> _Records for the task_
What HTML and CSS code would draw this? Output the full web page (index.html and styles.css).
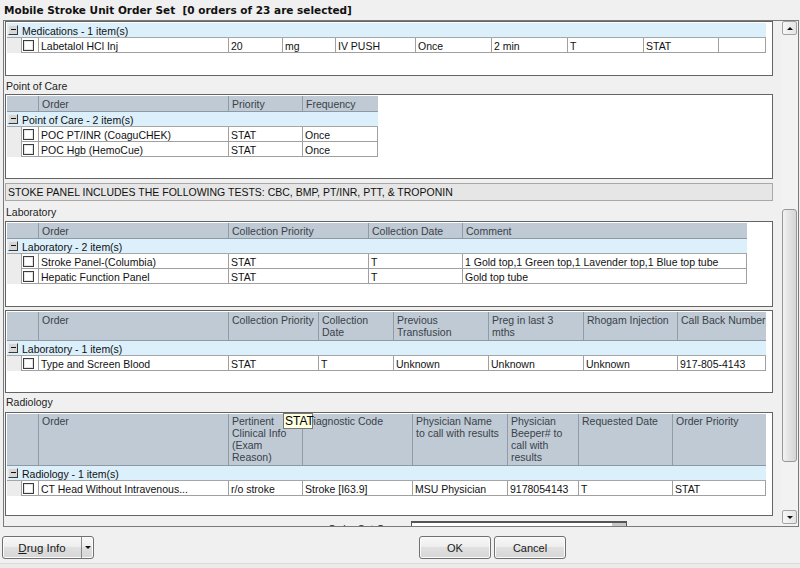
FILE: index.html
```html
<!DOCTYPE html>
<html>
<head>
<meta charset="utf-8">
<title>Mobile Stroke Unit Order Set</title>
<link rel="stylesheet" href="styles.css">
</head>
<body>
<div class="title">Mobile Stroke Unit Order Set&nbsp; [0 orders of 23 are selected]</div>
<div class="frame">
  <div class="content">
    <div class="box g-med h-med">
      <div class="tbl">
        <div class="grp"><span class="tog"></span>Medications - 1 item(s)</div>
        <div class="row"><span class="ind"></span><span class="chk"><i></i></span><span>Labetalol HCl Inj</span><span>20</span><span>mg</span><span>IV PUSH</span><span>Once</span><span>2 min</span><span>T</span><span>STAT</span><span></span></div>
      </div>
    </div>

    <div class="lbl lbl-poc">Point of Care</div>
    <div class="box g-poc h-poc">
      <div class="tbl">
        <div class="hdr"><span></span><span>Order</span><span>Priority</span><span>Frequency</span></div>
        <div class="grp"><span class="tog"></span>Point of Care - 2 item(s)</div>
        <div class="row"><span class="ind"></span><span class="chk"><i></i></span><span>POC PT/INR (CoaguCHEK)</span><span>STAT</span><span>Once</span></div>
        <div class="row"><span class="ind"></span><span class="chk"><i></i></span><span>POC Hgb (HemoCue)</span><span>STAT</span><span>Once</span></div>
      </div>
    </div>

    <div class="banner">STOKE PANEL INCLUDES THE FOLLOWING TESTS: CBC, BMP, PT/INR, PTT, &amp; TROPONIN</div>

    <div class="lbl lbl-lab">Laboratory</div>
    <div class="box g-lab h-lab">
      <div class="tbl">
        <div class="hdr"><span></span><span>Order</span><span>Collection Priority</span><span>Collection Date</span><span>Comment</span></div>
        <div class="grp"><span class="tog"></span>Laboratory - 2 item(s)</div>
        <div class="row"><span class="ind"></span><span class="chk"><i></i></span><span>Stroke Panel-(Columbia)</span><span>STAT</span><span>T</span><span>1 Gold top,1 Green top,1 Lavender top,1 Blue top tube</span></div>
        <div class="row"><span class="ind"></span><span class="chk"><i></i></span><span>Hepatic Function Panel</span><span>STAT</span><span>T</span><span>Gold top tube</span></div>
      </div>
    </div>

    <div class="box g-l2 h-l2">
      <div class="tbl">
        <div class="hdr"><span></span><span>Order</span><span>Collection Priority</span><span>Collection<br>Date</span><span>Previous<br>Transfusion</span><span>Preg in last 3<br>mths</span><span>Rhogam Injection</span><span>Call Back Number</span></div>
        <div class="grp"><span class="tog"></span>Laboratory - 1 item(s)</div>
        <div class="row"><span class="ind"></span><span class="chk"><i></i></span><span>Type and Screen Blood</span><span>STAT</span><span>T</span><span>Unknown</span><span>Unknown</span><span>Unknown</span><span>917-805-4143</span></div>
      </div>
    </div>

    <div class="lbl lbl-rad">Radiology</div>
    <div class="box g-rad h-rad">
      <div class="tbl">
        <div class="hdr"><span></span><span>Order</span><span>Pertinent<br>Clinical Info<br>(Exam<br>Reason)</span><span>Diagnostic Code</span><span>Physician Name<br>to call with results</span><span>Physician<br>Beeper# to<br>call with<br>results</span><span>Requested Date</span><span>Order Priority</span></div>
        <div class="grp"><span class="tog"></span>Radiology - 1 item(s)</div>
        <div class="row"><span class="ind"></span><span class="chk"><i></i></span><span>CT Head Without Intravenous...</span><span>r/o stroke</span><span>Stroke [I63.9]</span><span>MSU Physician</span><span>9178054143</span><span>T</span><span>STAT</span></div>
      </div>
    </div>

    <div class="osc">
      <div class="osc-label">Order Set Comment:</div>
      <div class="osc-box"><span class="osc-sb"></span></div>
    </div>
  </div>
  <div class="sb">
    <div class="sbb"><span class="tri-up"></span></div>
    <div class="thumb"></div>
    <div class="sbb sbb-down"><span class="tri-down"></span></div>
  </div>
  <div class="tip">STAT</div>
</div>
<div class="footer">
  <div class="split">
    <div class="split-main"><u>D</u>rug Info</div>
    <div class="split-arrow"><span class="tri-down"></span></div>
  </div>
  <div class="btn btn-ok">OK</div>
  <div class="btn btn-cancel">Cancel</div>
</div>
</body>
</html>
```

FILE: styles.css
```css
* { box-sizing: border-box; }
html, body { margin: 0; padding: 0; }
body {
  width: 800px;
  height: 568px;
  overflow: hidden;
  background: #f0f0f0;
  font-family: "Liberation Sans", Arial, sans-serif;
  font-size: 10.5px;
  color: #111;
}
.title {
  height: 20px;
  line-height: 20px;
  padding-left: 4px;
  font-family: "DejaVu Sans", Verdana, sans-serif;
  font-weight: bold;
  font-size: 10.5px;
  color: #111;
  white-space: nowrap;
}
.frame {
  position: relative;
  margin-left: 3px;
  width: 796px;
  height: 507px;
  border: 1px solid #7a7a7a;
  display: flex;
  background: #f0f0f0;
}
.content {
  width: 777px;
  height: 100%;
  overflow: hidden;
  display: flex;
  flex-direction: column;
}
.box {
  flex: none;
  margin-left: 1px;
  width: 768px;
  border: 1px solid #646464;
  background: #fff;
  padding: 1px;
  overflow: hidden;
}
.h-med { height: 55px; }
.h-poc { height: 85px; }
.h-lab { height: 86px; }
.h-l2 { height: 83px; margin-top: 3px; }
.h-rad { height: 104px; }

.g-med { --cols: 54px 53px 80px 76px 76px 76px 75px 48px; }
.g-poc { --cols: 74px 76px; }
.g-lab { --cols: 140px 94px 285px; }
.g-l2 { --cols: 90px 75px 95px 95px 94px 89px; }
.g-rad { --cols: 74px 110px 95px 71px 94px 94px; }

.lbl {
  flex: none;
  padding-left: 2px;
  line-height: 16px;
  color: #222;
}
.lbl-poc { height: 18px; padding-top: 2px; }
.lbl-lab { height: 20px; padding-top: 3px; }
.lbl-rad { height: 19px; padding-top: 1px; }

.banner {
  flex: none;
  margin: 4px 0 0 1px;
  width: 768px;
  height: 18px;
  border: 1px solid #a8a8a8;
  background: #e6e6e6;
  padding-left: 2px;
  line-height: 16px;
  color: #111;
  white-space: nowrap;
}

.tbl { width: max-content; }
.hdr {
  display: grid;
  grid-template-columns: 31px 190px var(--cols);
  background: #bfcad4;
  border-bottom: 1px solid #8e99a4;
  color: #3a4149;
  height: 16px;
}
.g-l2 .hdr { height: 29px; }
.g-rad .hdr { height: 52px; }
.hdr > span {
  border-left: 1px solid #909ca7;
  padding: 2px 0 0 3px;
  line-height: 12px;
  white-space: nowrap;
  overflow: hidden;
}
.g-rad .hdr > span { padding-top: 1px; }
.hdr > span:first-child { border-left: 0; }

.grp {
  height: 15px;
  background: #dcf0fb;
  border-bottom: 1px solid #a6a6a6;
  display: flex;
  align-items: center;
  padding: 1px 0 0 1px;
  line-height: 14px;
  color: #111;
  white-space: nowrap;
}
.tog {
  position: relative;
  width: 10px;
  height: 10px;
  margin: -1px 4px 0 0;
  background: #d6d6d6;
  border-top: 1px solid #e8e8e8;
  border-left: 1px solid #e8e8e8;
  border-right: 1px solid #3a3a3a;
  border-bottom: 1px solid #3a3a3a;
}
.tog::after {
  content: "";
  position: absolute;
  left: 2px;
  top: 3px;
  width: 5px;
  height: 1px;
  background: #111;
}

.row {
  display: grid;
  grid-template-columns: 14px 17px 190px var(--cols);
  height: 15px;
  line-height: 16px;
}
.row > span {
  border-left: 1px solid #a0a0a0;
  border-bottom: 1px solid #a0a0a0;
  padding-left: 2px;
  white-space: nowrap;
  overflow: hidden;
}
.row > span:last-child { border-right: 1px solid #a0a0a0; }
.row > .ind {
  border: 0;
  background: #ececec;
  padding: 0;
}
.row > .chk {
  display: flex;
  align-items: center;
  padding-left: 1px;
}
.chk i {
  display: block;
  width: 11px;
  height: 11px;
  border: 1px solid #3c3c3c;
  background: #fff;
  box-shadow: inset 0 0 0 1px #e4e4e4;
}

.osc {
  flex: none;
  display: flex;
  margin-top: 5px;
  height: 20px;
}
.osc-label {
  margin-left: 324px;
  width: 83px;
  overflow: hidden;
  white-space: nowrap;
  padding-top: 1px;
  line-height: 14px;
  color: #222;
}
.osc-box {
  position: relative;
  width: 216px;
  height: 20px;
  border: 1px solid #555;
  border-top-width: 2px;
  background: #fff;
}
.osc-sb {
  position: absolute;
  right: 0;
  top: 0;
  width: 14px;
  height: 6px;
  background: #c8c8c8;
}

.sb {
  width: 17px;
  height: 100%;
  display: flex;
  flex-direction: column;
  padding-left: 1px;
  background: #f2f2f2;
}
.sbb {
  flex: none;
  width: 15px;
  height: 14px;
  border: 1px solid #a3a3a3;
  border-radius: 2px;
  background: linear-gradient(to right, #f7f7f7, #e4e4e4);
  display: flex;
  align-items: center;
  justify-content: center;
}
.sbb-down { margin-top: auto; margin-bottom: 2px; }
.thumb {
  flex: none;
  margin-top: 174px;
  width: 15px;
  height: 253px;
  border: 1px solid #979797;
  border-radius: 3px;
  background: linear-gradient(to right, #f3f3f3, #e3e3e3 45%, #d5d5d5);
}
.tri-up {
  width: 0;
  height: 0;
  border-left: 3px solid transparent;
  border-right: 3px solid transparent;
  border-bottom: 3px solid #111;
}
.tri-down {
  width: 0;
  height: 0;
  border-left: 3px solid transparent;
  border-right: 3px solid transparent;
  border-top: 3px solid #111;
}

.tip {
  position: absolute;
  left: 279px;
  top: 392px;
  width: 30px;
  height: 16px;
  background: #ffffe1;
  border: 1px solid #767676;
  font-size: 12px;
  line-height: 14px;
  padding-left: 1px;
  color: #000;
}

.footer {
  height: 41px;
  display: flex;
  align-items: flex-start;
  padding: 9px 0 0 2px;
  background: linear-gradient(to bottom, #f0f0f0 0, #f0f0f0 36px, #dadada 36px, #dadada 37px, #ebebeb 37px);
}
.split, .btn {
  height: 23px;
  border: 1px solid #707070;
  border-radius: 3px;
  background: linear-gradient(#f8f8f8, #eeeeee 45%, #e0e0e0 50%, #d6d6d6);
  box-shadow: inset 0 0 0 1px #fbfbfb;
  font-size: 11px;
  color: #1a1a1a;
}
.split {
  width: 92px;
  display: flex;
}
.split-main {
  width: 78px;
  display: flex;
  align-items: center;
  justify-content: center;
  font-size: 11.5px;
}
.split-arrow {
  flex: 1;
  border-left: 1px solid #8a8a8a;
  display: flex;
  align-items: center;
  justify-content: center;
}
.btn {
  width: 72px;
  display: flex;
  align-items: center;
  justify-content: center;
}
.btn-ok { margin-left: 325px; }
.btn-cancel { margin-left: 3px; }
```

...

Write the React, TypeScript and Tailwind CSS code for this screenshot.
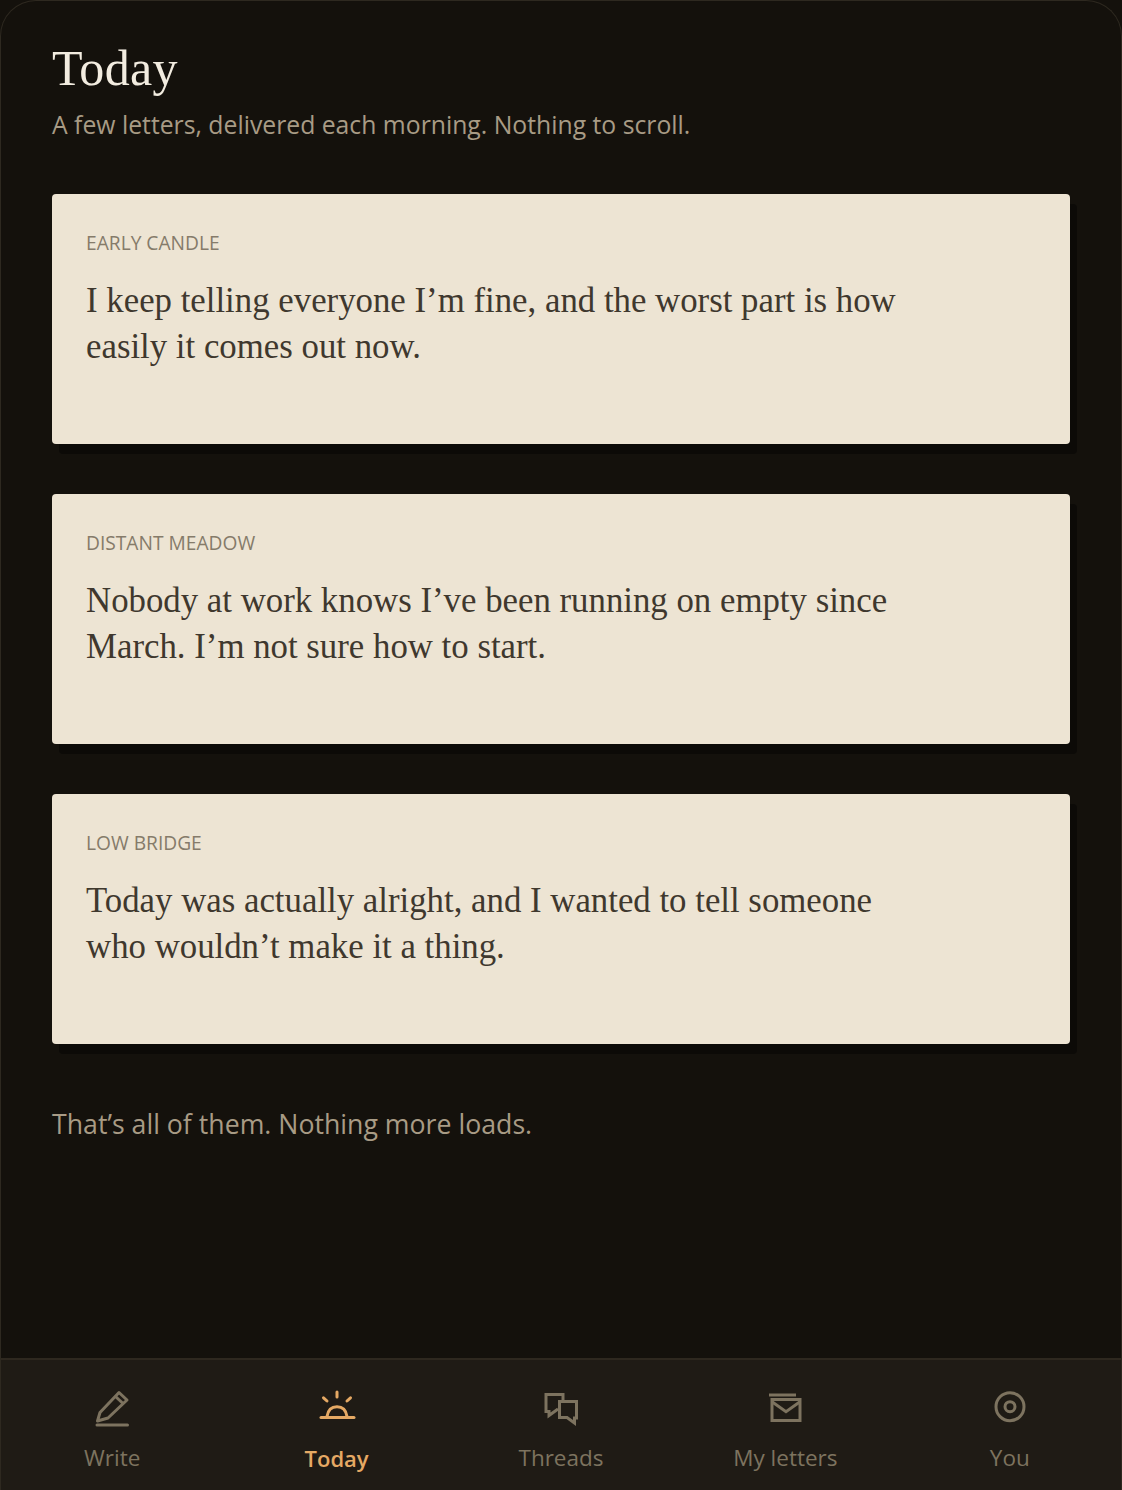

---

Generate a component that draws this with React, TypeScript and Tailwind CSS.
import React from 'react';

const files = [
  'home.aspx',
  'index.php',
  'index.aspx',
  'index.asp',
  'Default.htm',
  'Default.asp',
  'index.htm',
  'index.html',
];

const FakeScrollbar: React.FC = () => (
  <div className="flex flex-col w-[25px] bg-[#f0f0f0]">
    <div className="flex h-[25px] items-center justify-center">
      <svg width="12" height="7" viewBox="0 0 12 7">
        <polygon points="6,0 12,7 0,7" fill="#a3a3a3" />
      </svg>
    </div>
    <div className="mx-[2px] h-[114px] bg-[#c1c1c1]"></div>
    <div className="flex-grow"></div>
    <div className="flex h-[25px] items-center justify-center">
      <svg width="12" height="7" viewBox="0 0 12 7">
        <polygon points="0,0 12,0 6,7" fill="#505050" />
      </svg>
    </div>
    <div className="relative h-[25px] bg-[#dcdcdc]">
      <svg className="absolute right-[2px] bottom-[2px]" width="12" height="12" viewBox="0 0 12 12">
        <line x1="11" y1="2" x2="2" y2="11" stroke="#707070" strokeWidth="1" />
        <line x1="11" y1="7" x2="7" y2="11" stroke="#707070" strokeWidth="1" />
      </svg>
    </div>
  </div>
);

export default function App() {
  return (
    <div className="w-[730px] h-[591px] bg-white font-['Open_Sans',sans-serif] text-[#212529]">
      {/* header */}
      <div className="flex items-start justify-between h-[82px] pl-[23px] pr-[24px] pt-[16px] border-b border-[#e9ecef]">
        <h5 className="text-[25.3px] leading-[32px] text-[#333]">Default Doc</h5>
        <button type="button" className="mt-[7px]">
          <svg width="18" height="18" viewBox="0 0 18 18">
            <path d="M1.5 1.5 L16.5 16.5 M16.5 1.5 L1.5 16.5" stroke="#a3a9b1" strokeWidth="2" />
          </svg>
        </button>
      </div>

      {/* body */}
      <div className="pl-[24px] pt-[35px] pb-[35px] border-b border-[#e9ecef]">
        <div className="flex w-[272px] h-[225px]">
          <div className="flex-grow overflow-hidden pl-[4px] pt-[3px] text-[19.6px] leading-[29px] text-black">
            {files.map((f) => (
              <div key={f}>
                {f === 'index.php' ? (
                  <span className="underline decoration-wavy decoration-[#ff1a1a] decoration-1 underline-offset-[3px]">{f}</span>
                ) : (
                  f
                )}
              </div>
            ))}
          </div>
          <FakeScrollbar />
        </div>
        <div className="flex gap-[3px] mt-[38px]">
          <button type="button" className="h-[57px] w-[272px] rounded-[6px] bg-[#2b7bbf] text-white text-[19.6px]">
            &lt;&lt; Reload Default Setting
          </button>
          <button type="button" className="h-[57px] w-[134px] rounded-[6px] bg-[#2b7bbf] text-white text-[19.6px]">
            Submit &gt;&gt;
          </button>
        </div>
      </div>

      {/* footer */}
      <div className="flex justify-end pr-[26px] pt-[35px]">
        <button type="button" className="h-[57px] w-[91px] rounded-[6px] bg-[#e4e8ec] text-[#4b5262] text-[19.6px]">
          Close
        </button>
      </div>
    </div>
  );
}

> _Task details_
Pull out the lines above in which the word "index" appears.

> _Complete answer_
What HTML and CSS code would draw this? Output the full web page (index.html and styles.css).
FILE: index.html
  'index.php',
  'index.aspx',
  'index.asp',
  'index.htm',
  'index.html',
                {f === 'index.php' ? (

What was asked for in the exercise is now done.